Para encurtar uma história longa, as esquerdas entenderam-se e comunicaram-no a Cavaco Silva. Havia uma maioria absoluta no Parlamento, e não era a que o PR queria. Como diria Jerónimo de Sousa, dar posse ao líder mais votado nas eleições seria “uma perda de tempo”. Mas o Presidente não se convenceu com o acordo que Costa, Jerónimo, Catarina Martins e Eloísa Apolónia lhe comunicaram em Belém. Sem papel passado, era trinta e um de boca. Indigitou Passos Coelho para formar governo. O primeiro-ministro em funções passava a primeiro-ministro indigitado. 

O exercício de formar um governo, tomar posse, e levar um programa ao Parlamento era inconsequente – Passos e Portas sabiam disso, mas precisavam de mostrar ao país que era a esquerda que estava a derrubar um governo “legitimamente eleito”. Era a esquerda que estava a dar um “golpe”, rompendo com décadas de governo do vencedor das eleições.

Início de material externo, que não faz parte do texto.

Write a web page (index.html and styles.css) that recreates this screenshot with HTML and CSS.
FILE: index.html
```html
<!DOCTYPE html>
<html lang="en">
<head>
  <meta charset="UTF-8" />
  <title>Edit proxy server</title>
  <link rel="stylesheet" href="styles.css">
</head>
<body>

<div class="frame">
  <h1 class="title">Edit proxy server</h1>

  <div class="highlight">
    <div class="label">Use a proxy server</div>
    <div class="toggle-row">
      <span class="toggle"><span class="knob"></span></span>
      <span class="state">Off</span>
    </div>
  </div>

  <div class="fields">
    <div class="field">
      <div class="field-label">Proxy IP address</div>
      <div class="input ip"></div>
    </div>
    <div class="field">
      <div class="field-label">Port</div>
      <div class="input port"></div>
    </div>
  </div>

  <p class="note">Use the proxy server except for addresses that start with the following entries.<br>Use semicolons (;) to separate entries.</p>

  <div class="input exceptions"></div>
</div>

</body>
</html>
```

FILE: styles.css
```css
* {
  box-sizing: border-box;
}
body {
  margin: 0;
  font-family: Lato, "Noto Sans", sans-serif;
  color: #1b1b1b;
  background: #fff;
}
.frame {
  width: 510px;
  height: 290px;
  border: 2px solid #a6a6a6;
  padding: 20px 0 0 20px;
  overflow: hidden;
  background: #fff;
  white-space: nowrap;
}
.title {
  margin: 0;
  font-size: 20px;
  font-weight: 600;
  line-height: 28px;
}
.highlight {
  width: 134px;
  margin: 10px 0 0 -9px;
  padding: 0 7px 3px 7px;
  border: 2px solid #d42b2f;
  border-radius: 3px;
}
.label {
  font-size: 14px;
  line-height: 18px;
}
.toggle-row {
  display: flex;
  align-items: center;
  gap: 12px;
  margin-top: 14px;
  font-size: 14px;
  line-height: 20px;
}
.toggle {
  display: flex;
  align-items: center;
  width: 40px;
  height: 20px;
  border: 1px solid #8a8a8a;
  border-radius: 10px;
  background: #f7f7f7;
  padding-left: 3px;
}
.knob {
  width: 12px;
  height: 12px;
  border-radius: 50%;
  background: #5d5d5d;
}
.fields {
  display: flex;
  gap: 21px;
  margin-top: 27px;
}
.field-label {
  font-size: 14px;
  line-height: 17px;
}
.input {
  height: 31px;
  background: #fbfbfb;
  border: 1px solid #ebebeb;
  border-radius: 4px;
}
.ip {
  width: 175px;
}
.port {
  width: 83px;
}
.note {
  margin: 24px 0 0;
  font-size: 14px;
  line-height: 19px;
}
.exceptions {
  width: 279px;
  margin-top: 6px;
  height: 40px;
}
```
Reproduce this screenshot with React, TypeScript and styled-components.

Este foi o segundo momento em que Cavaco foi decisivo. A exigência de papel passado obrigou a um compromisso mais sólido à esquerda. Um, não; três. Os tais papéis que Costa assinou, numa sequência atabalhoada, com os três líderes à sua esquerda. Cada um de sua vez. 

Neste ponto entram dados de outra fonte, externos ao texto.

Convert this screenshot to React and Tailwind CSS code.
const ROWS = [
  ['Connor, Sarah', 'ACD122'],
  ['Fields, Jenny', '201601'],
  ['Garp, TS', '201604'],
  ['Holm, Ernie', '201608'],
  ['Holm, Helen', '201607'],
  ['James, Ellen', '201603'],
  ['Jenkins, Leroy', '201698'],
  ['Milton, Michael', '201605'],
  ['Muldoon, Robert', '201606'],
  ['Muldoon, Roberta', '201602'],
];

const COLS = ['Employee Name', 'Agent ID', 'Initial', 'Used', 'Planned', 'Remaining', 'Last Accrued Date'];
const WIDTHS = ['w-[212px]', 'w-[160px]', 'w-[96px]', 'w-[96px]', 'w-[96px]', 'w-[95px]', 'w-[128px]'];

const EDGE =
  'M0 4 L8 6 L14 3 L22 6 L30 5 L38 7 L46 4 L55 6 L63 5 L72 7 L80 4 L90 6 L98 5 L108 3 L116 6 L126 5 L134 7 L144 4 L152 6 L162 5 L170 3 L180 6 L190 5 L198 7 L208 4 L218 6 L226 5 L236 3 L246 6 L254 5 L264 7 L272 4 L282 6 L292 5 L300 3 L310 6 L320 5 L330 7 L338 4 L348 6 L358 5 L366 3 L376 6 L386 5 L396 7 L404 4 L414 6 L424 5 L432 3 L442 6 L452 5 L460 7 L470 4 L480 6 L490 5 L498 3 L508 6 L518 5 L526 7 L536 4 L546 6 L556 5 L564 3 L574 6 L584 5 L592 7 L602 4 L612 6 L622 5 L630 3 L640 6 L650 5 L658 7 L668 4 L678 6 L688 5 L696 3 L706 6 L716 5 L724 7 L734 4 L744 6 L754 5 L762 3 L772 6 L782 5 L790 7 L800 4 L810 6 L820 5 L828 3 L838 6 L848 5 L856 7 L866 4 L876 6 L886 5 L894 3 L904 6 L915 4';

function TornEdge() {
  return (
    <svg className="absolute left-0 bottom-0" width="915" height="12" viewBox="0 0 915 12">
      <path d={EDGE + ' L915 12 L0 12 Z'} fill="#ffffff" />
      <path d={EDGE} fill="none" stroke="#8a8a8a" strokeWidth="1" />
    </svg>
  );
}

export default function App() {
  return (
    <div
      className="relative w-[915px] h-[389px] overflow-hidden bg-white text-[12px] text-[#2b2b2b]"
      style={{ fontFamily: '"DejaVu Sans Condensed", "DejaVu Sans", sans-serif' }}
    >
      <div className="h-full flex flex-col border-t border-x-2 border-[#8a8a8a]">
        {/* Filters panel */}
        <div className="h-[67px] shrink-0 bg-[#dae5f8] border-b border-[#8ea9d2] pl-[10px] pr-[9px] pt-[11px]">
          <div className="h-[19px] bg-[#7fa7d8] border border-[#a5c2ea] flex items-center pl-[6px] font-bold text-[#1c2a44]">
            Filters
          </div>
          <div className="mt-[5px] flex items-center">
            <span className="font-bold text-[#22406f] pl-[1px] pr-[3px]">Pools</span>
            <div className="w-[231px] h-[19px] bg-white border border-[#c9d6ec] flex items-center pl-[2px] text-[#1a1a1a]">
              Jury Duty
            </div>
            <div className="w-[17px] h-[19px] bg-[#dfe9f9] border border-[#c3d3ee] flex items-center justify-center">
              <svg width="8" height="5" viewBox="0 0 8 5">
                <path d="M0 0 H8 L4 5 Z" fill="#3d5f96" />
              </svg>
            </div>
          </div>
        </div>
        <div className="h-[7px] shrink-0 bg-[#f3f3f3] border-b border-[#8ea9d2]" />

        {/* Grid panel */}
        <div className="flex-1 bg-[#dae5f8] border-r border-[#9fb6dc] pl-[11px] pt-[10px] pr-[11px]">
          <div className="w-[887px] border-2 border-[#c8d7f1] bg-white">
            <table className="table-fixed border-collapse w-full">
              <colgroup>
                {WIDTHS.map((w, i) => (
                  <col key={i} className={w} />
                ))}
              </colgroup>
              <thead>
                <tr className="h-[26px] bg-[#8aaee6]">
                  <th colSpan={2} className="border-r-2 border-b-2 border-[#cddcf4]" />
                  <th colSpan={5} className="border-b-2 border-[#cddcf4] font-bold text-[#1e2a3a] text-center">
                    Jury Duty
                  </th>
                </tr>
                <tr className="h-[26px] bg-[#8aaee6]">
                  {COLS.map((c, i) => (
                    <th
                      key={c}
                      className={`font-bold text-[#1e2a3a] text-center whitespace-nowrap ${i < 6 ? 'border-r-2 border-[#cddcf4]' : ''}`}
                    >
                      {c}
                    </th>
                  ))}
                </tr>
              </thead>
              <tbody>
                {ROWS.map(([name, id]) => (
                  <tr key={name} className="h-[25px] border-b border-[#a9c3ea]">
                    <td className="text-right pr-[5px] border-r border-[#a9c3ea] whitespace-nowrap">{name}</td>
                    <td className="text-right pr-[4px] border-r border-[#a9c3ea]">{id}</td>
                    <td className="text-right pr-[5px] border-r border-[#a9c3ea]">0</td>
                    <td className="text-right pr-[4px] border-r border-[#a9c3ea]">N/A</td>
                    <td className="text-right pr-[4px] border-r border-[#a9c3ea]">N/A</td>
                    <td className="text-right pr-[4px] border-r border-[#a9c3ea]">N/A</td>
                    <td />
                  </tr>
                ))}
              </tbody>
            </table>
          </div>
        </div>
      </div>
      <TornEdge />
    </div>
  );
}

As “posições conjuntas” foram o salvo-conduto para derrubar um governo e alavancar outro. 

Ainda antes das assinaturas, a esquerda mostrou quem mandava no Parlamento. Juntou-se pela primeira vez para eleger Eduardo Ferro Rodrigues como presidente da Assembleia da República. Foi a primeira prova de vida da nova maioria.

Dezasseis dias depois de derrubar Passos, Costa tomou posse como primeiro-ministro. Não liderava um governo de coligação, mas um governo socialista com acordos à esquerda. Sim, era estranho. Sim, era inédito. Sim, tinha tudo para não dar certo. Passos até previu que seria acordo de pouca dura e prometeu liderar a resistência. Portas, mais pragmático, percebeu que se abria um novo ciclo e despediu-se da presidência do CDS. 

Contra todos os prognósticos e probabilidades, a Geringonça manteve-se no poder durante quatro anos. Quem caiu a meio da legislatura não foi Costa, mas Passos.